While here I was very dedicated to training in Tai Chi for almost 2 years. I learned very quickly that with all my amazing experiences and abilities with subtle energy from hundreds of hours of meditating that I wasn’t able to manifest it physically. Like many others that I saw come to this class that spent a great deal of time meditating, I had my reality and ego shattered by this. We used all our focus and intention, relaxing, breathing and feeling our energy but it did not work. I was very confused as to why I could not move my energy outside my body strong enough to do the things my teacher could do or at least not let him knock me over so easy.

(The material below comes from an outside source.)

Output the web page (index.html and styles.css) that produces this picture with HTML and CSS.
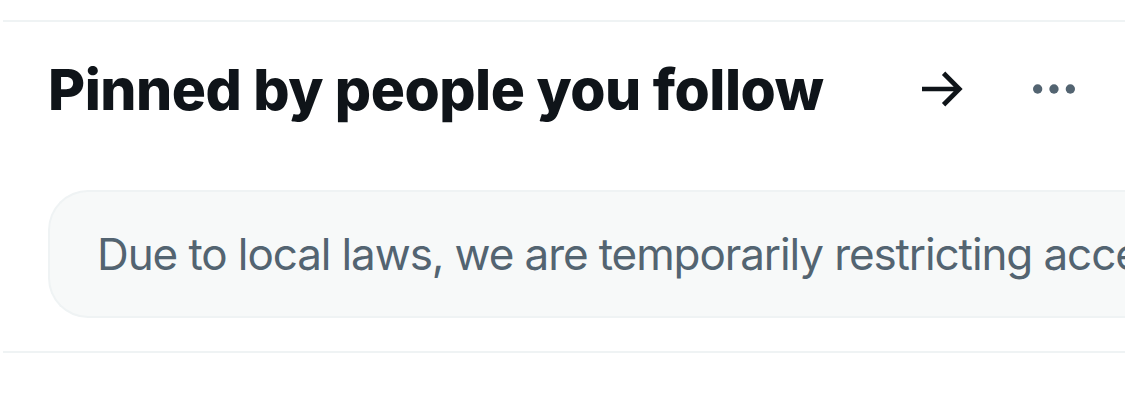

I was able to have all kinds of amazing experiences on the inner planes. Many of these experiences were physically confirmed enough to convince me of their accuracy. I felt it was just a matter of being focused and or letting go enough to allow my higher-self to direct these things. I truly believed there was no limit to human potential when achieving high states of frequency in meditation. It was just a matter of more practice. I saw how when these things were not possible for me to manifest no matter how much time I put into them that I was in maya or illusion. Not so much because of my inner experiences but because I was trying to force them into this reality and level of density. It was as if I needed these experiences to be real. I needed to bring them to this plane so as to have more reassurance of who I am.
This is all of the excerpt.